WHAT IS NEEDED
All of the listing below must be repeated word for word. Pictures are the only thing to omit.

— START OF PROVIDED MATERIAL —

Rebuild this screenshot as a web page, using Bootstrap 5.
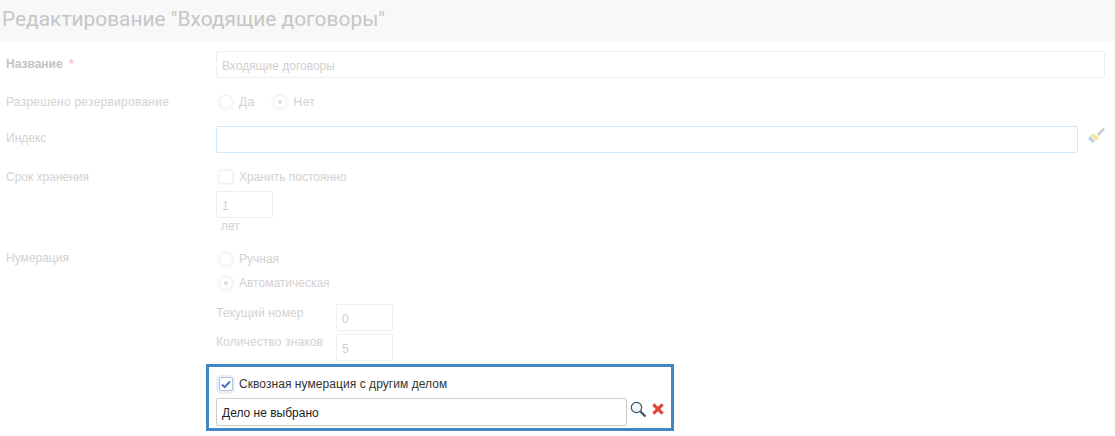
<!DOCTYPE html>
<html lang="ru"><head><meta charset="utf-8"><title>Редактирование</title>
<link href="https://cdn.jsdelivr.net/npm/bootstrap@5.3.0/dist/css/bootstrap.min.css" rel="stylesheet">
<style>
html,body{height:436px;overflow:hidden}
body{font-family:"Liberation Sans",Arial,sans-serif;font-size:12px;line-height:16px;color:#d2d2d2;background:#fff}
.page-head{height:41px;background:#f8f8f8;padding:5px 0 0 2px}
.page-head h1{margin:0;font:400 20.9px/28px Roboto,sans-serif;color:#c6c6c6}
.form-body{padding:10px 10px 0 6px}
.frow{display:flex}
.flabel{width:210px;flex:none}
.flabel b{color:#c4c4c4}.req{color:#f8c4c4;font-weight:700;margin-left:3px}
.wide-label{letter-spacing:.25px}
.ffield{flex:1;min-width:0}
.tinput{height:27px;border:1px solid #efefef;border-radius:2px;padding:6px 5px 0;color:#cfcfcf;display:block;background:#fff}
.tinput.focus{border-color:#d3e8fb}
.tinput.num{width:57px}
.optline{display:flex;align-items:center;height:24px;gap:4px}
.mk{width:19px;height:19px;display:flex;align-items:center;justify-content:center;flex:none;background:#fbfbfd;border-radius:5px}
.mk i{display:block;width:14px;height:14px;background:#fff;border:1px solid #eee;border-radius:2px}
.mk.rd{border-radius:50%}.mk.rd i{border-radius:50%;position:relative}
.mk.rd.on i::after{content:"";position:absolute;left:4px;top:4px;width:4px;height:4px;border-radius:50%;background:#d5deed}
.nrow{display:flex;width:177px;justify-content:space-between}
.hl{border:3px solid #3f88c5;width:468px;height:67px;margin:0 0 0 -10px;padding:5px 0 0 7px;color:#333}
.hl .mk{background:#e9eff8}.hl .mk i{border-color:#b9c3d0;display:flex;align-items:center;justify-content:center}
.hl .tinput{width:411px;height:28px;border-color:#ccc;color:#222;padding-top:6px}
.hl .optline{letter-spacing:.06px}
.brush{margin:1px 0 0 10px;flex:none}
.row2{height:44px;margin-top:12px}
.row2 .optline{letter-spacing:.4px}
.tool{align-self:flex-start;margin-top:3px}
</style></head><body>
<div class="page-head"><h1>Редактирование "Входящие договоры"</h1></div>
<div class="form-body">
 <div class="frow"><div class="flabel" style="padding-top:5px"><b>Название</b> <span class="req">*</span></div><div class="ffield"><div class="tinput">Входящие договоры</div></div></div>
 <div class="frow row2"><div class="flabel pt-1 wide-label">Разрешено резервирование</div><div class="ffield"><div class="d-flex gap-2"><div class="optline"><span class="mk rd"><i></i></span>Да</div><div class="optline ms-2"><span class="mk rd on"><i></i></span>Нет</div></div></div></div>
 <div class="frow" style="margin-top:-8px"><div class="flabel pt-1">Индекс</div><div class="ffield d-flex"><div class="tinput focus flex-grow-1"></div><svg class="brush" width="17" height="16" viewBox="0 0 17 16"><path d="M9 7l6-6 2 1-6 7z" fill="#c9c9c9"/><path d="M5 6l6 5-3 3-6-5z" fill="#f7e8a0"/><path d="M2 9l5 5-2 2-5-4z" fill="#bcd0ea"/></svg></div></div>
 <div class="frow mt-3"><div class="flabel">Срок хранения</div><div class="ffield"><div class="optline" style="margin-top:-4px"><span class="mk"><i></i></span>Хранить постоянно</div><div class="tinput num" style="margin-top:2px">1</div><div class="ps-1" style="margin-left:1px">лет</div></div></div>
 <div class="frow" style="margin-top:17px"><div class="flabel" style="margin-top:-1px">Нумерация</div><div class="ffield"><div class="optline" style="margin-top:-4px"><span class="mk rd"><i></i></span>Ручная</div><div class="optline"><span class="mk rd on"><i></i></span>Автоматическая</div>
  <div class="nrow" style="margin-top:9px"><span style="padding-top:1px;letter-spacing:.1px">Текущий номер</span><div class="tinput num">0</div></div>
  <div class="nrow" style="margin-top:3px"><span style="letter-spacing:.12px">Количество знаков</span><div class="tinput num">5</div></div>
  <div class="hl" style="margin-top:3px">
   <div class="optline"><span class="mk"><i><svg width="10" height="9" viewBox="0 0 10 9"><path d="M1 4.5l2.6 2.6L9 1.5" fill="none" stroke="#3f74c0" stroke-width="2"/></svg></i></span>Сквозная нумерация с другим делом</div>
   <div class="d-flex" style="margin-top:2px"><div class="tinput">Дело не выбрано</div>
    <svg class="tool" style="margin-left:3px" width="17" height="17" viewBox="0 0 17 17"><circle cx="6.5" cy="6.5" r="5.2" fill="#eef6fb" stroke="#44505c" stroke-width="1.2"/><path d="M10.5 10.5l5 5" stroke="#44505c" stroke-width="2.2"/></svg>
    <svg class="tool" style="margin:5px 0 0 5px" width="12" height="12" viewBox="0 0 13 13"><path d="M1.5 1.5l10 10M11.5 1.5l-10 10" stroke="#e2453c" stroke-width="3.4"/></svg></div>
  </div>
 </div></div>
</div>
<script src="https://cdn.jsdelivr.net/npm/bootstrap@5.3.0/dist/js/bootstrap.bundle.min.js"></script>
</body></html>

— END OF PROVIDED MATERIAL —

CORRECT RESPONSE
Rebuild this screenshot as a web page, using Bootstrap 5.
<!DOCTYPE html>
<html lang="ru"><head><meta charset="utf-8"><title>Редактирование</title>
<link href="https://cdn.jsdelivr.net/npm/bootstrap@5.3.0/dist/css/bootstrap.min.css" rel="stylesheet">
<style>
html,body{height:436px;overflow:hidden}
body{font-family:"Liberation Sans",Arial,sans-serif;font-size:12px;line-height:16px;color:#d2d2d2;background:#fff}
.page-head{height:41px;background:#f8f8f8;padding:5px 0 0 2px}
.page-head h1{margin:0;font:400 20.9px/28px Roboto,sans-serif;color:#c6c6c6}
.form-body{padding:10px 10px 0 6px}
.frow{display:flex}
.flabel{width:210px;flex:none}
.flabel b{color:#c4c4c4}.req{color:#f8c4c4;font-weight:700;margin-left:3px}
.wide-label{letter-spacing:.25px}
.ffield{flex:1;min-width:0}
.tinput{height:27px;border:1px solid #efefef;border-radius:2px;padding:6px 5px 0;color:#cfcfcf;display:block;background:#fff}
.tinput.focus{border-color:#d3e8fb}
.tinput.num{width:57px}
.optline{display:flex;align-items:center;height:24px;gap:4px}
.mk{width:19px;height:19px;display:flex;align-items:center;justify-content:center;flex:none;background:#fbfbfd;border-radius:5px}
.mk i{display:block;width:14px;height:14px;background:#fff;border:1px solid #eee;border-radius:2px}
.mk.rd{border-radius:50%}.mk.rd i{border-radius:50%;position:relative}
.mk.rd.on i::after{content:"";position:absolute;left:4px;top:4px;width:4px;height:4px;border-radius:50%;background:#d5deed}
.nrow{display:flex;width:177px;justify-content:space-between}
.hl{border:3px solid #3f88c5;width:468px;height:67px;margin:0 0 0 -10px;padding:5px 0 0 7px;color:#333}
.hl .mk{background:#e9eff8}.hl .mk i{border-color:#b9c3d0;display:flex;align-items:center;justify-content:center}
.hl .tinput{width:411px;height:28px;border-color:#ccc;color:#222;padding-top:6px}
.hl .optline{letter-spacing:.06px}
.brush{margin:1px 0 0 10px;flex:none}
.row2{height:44px;margin-top:12px}
.row2 .optline{letter-spacing:.4px}
.tool{align-self:flex-start;margin-top:3px}
</style></head><body>
<div class="page-head"><h1>Редактирование "Входящие договоры"</h1></div>
<div class="form-body">
 <div class="frow"><div class="flabel" style="padding-top:5px"><b>Название</b> <span class="req">*</span></div><div class="ffield"><div class="tinput">Входящие договоры</div></div></div>
 <div class="frow row2"><div class="flabel pt-1 wide-label">Разрешено резервирование</div><div class="ffield"><div class="d-flex gap-2"><div class="optline"><span class="mk rd"><i></i></span>Да</div><div class="optline ms-2"><span class="mk rd on"><i></i></span>Нет</div></div></div></div>
 <div class="frow" style="margin-top:-8px"><div class="flabel pt-1">Индекс</div><div class="ffield d-flex"><div class="tinput focus flex-grow-1"></div><svg class="brush" width="17" height="16" viewBox="0 0 17 16"><path d="M9 7l6-6 2 1-6 7z" fill="#c9c9c9"/><path d="M5 6l6 5-3 3-6-5z" fill="#f7e8a0"/><path d="M2 9l5 5-2 2-5-4z" fill="#bcd0ea"/></svg></div></div>
 <div class="frow mt-3"><div class="flabel">Срок хранения</div><div class="ffield"><div class="optline" style="margin-top:-4px"><span class="mk"><i></i></span>Хранить постоянно</div><div class="tinput num" style="margin-top:2px">1</div><div class="ps-1" style="margin-left:1px">лет</div></div></div>
 <div class="frow" style="margin-top:17px"><div class="flabel" style="margin-top:-1px">Нумерация</div><div class="ffield"><div class="optline" style="margin-top:-4px"><span class="mk rd"><i></i></span>Ручная</div><div class="optline"><span class="mk rd on"><i></i></span>Автоматическая</div>
  <div class="nrow" style="margin-top:9px"><span style="padding-top:1px;letter-spacing:.1px">Текущий номер</span><div class="tinput num">0</div></div>
  <div class="nrow" style="margin-top:3px"><span style="letter-spacing:.12px">Количество знаков</span><div class="tinput num">5</div></div>
  <div class="hl" style="margin-top:3px">
   <div class="optline"><span class="mk"><i><svg width="10" height="9" viewBox="0 0 10 9"><path d="M1 4.5l2.6 2.6L9 1.5" fill="none" stroke="#3f74c0" stroke-width="2"/></svg></i></span>Сквозная нумерация с другим делом</div>
   <div class="d-flex" style="margin-top:2px"><div class="tinput">Дело не выбрано</div>
    <svg class="tool" style="margin-left:3px" width="17" height="17" viewBox="0 0 17 17"><circle cx="6.5" cy="6.5" r="5.2" fill="#eef6fb" stroke="#44505c" stroke-width="1.2"/><path d="M10.5 10.5l5 5" stroke="#44505c" stroke-width="2.2"/></svg>
    <svg class="tool" style="margin:5px 0 0 5px" width="12" height="12" viewBox="0 0 13 13"><path d="M1.5 1.5l10 10M11.5 1.5l-10 10" stroke="#e2453c" stroke-width="3.4"/></svg></div>
  </div>
 </div></div>
</div>
<script src="https://cdn.jsdelivr.net/npm/bootstrap@5.3.0/dist/js/bootstrap.bundle.min.js"></script>
</body></html>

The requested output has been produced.